I wore them yesterday, and they were nice enough, but just didn’t make my heart sing. I really want to love them, because they’re cute and the color is almost right. But let’s be honest, who ever grabs the shoes that are almost-but-not-quite what you want? No one. 

So today I decided that I needed to try something, anything to fit these into my closet. I already had some Tarrago Shoe Cream in Blue Moon*, a turquoise leaning towards blue, and wondered if it would work to shift the color to something brighter. Since this isn’t a dye, I knew the color change would be subtle, if anything.

I tested a small swatch near the buckle with minimal effect. Maybe it was doing something, maybe not. One thing was sure, however – if I did this, I’d also be coloring the cute contrast stitching. I decided that I could live with that, and committed myself by adding polish to the toe of one shoe. 

At first, I wasn’t really sure it had an impact, since the shoes already have this lovely, hand-burnished look that is darker at the toes. After I polished it in and let it dry, I could tell there was a subtle difference. So I threw caution to the wind and started applying cream to one of the shoes. Changing Shoe Color with Polish

Above is the shoe before adding the blue polish. This pale, somewhat yellow-toned seafoam is a pretty accurate representation of my shoes. I know some people would love it, but it just doesn’t inspire me. Below is the color after adding blue polish over the entire shoe. It’s a subtle difference, but the overall look is much brighter. Changing Shoe Color with Polish

A comparison of both shoes midway through the process. I’d finished the first shoe and had only polished the toe of the second. You can really see the color difference along the straps. Notice that the colored shoe (left) no longer has cream contrast stitching.Changing Shoe Color with Polish

The end result is shoes just a tad brighter and closer to turquoise. It’s not much of a difference, but it is enough to make me smile when I catch a glimpse of them, rather than frown and wonder what I could possibly wear with them. Looking at them next to some of the pieces I wear frequently, I no longer feel like they clash, or look old and faded. 

I may add another coat of polish at a later time. I’m thinking of custom-blending a shade using the Blue Moon I already have, and a Spinach green* that I’ve had my eye on. The shoes will always have a seafoam green undertone, but I’m hoping that the added layers of cream will add a nice, gently-worn patina in a light blue-green range. But even if I don’t go that far, I think they finally hit that spot of blending without matching, and it’s a color I can live with.

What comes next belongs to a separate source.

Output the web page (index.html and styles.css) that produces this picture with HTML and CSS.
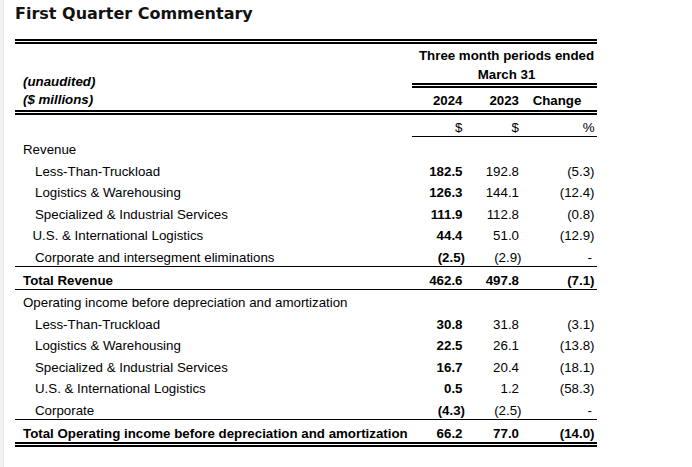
FILE: index.html
```html
<!DOCTYPE html>
<html lang="en">
<head>
<meta charset="utf-8">
<title>First Quarter Commentary</title>
<link rel="stylesheet" href="styles.css">
</head>
<body>
<div class="page">
  <h1 class="title">First Quarter Commentary</h1>
  <table class="fin">
    <colgroup>
      <col class="c-label"><col class="c-cur"><col class="c-prev"><col class="c-chg">
    </colgroup>
    <thead>
      <tr class="h1">
        <td class="lbl-head" rowspan="3"><em>(unaudited)<br>($ millions)</em></td>
        <td class="period" colspan="3">Three month periods ended</td>
      </tr>
      <tr class="h2">
        <td class="period dbl" colspan="3">March 31</td>
      </tr>
      <tr class="h3">
        <td class="num cur">2024</td>
        <td class="num prev">2023</td>
        <td class="chg-head">Change</td>
      </tr>
      <tr class="h4">
        <td></td>
        <td class="num cur reg under">$</td>
        <td class="num prev under">$</td>
        <td class="num chg under">%</td>
      </tr>
    </thead>
    <tbody>
      <tr class="sec"><td class="l0">Revenue</td><td></td><td></td><td></td></tr>
      <tr><td class="l1">Less-Than-Truckload</td><td class="num cur">182.5</td><td class="num prev">192.8</td><td class="num chg">(5.3)</td></tr>
      <tr><td class="l1">Logistics &amp; Warehousing</td><td class="num cur">126.3</td><td class="num prev">144.1</td><td class="num chg">(12.4)</td></tr>
      <tr><td class="l1">Specialized &amp; Industrial Services</td><td class="num cur">111.9</td><td class="num prev">112.8</td><td class="num chg">(0.8)</td></tr>
      <tr><td class="l1b">U.S. &amp; International Logistics</td><td class="num cur">44.4</td><td class="num prev">51.0</td><td class="num chg">(12.9)</td></tr>
      <tr class="before-total"><td class="l1">Corporate and intersegment eliminations</td><td class="num cur"><span class="neg">(2.5)</span></td><td class="num prev"><span class="neg">(2.9)</span></td><td class="num chg"><span class="dash">-</span></td></tr>
      <tr class="total"><td class="l0">Total Revenue</td><td class="num cur">462.6</td><td class="num prev">497.8</td><td class="num chg">(7.1)</td></tr>
      <tr class="sec"><td class="l0">Operating income before depreciation and amortization</td><td></td><td></td><td></td></tr>
      <tr><td class="l1">Less-Than-Truckload</td><td class="num cur">30.8</td><td class="num prev">31.8</td><td class="num chg">(3.1)</td></tr>
      <tr><td class="l1">Logistics &amp; Warehousing</td><td class="num cur">22.5</td><td class="num prev">26.1</td><td class="num chg">(13.8)</td></tr>
      <tr><td class="l1">Specialized &amp; Industrial Services</td><td class="num cur">16.7</td><td class="num prev">20.4</td><td class="num chg">(18.1)</td></tr>
      <tr><td class="l1">U.S. &amp; International Logistics</td><td class="num cur">0.5</td><td class="num prev">1.2</td><td class="num chg">(58.3)</td></tr>
      <tr class="before-total"><td class="l1">Corporate</td><td class="num cur"><span class="neg">(4.3)</span></td><td class="num prev"><span class="neg">(2.5)</span></td><td class="num chg"><span class="dash">-</span></td></tr>
      <tr class="total grand"><td class="l0">Total Operating income before depreciation and amortization</td><td class="num cur">66.2</td><td class="num prev">77.0</td><td class="num chg">(14.0)</td></tr>
    </tbody>
  </table>
</div>
</body>
</html>
```

FILE: styles.css
```css
html, body {
  margin: 0;
  padding: 0;
  background: #ffffff;
}

.page {
  min-height: 467px;
  box-sizing: border-box;
  border-left: 3px solid #f2f2f2;
  box-shadow: inset 1px 0 0 #e9e9e9;
}

.title {
  margin: 0 0 15.5px 0;
  padding: 3.5px 0 0 12px;
  font-family: "DejaVu Sans", Verdana, sans-serif;
  font-weight: bold;
  font-size: 16px;
  line-height: 20px;
  color: #111111;
}

.fin {
  margin-left: 12px;
  width: 582px;
  table-layout: fixed;
  border-collapse: separate;
  border-spacing: 0;
  font-family: "Liberation Sans", Arial, sans-serif;
  font-size: 13.3px;
  color: #000000;
}

.c-label { width: 397px; }
.c-cur { width: 54px; }
.c-prev { width: 57px; }
.c-chg { width: 74px; }

.fin td {
  padding: 5px 0 0 0;
  line-height: 16.5px;
  white-space: nowrap;
  vertical-align: top;
}

/* header */
.h1 td {
  border-top: 5px double #000;
}
.h1 .period,
.h2 .period {
  padding-top: 3.5px;
  line-height: 16px;
}
.period {
  text-align: center;
  font-weight: bold;
  padding-left: 4px !important;
}
.dbl {
  border-bottom: 5px double #000;
}
.lbl-head {
  padding: 28.5px 0 0 8px !important;
  line-height: 18.5px !important;
  font-weight: bold;
  border-bottom: 5px double #000;
}
.lbl-head em {
  font-style: italic;
}
.h3 td {
  font-weight: bold;
  border-bottom: 5px double #000;
}
.chg-head {
  text-align: center;
  padding-right: 6px !important;
}
.under {
  border-bottom: 1px solid #000;
}

/* labels */
.l0 { padding-left: 8px !important; }
.l1 { padding-left: 20px !important; }
.l1b { padding-left: 17.5px !important; }

/* numbers */
.num { text-align: right; }
.cur { padding-right: 3.5px !important; font-weight: bold; }
.cur.reg { font-weight: normal; }
.prev { padding-right: 4px !important; }
.chg { padding-right: 2.5px !important; }
.neg { margin-right: -2.5px; }
.dash { padding-right: 2.5px; }

/* totals */
.before-total td {
  border-bottom: 1px solid #000;
}
.total td {
  font-weight: bold;
  line-height: 17px;
}
.total:not(.grand) td {
  border-bottom: 1px solid #000;
}
.grand td {
  border-bottom: 5px double #000;
}
```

If you have a pair of shoes that is close but not quite what you were hoping for, think about updating their look with a bit of shoe polish. It won’t be as dramatic as dye, but may be just enough to nudge them towards the color you hoped for. Here are some tips for when you try this. 

Tips for Changing Shoe Color with Polish or Cream

  • DO think about the other details of your shoes that might change color. The cream contrast stitching on these shoes turned blue from the polish, and small smudges on the footbed couldn’t be rubbed away.
  • DO protect yourself and your work surface. Gloves, old clothes, and newspaper are your friends. 
  • DON’T expect to completely change the color. The original color will show through the sheer layer of polish.
  • DON’T apply the polish all at once. It will be harder to blend after it dries. 
  • DO work on one small area at a time, blending well before continuing. 
  • DO build up more layers of polish for a deeper tone. 
  • DON’T use a pair of shoes you’d be heartbroken to ruin. This is best for shoes that are old, dull, or otherwise in need of a lift. 
  • DO expect subtle variations. Different areas of your shoes may take the color differently, or not at all. Embrace this rather than fight it.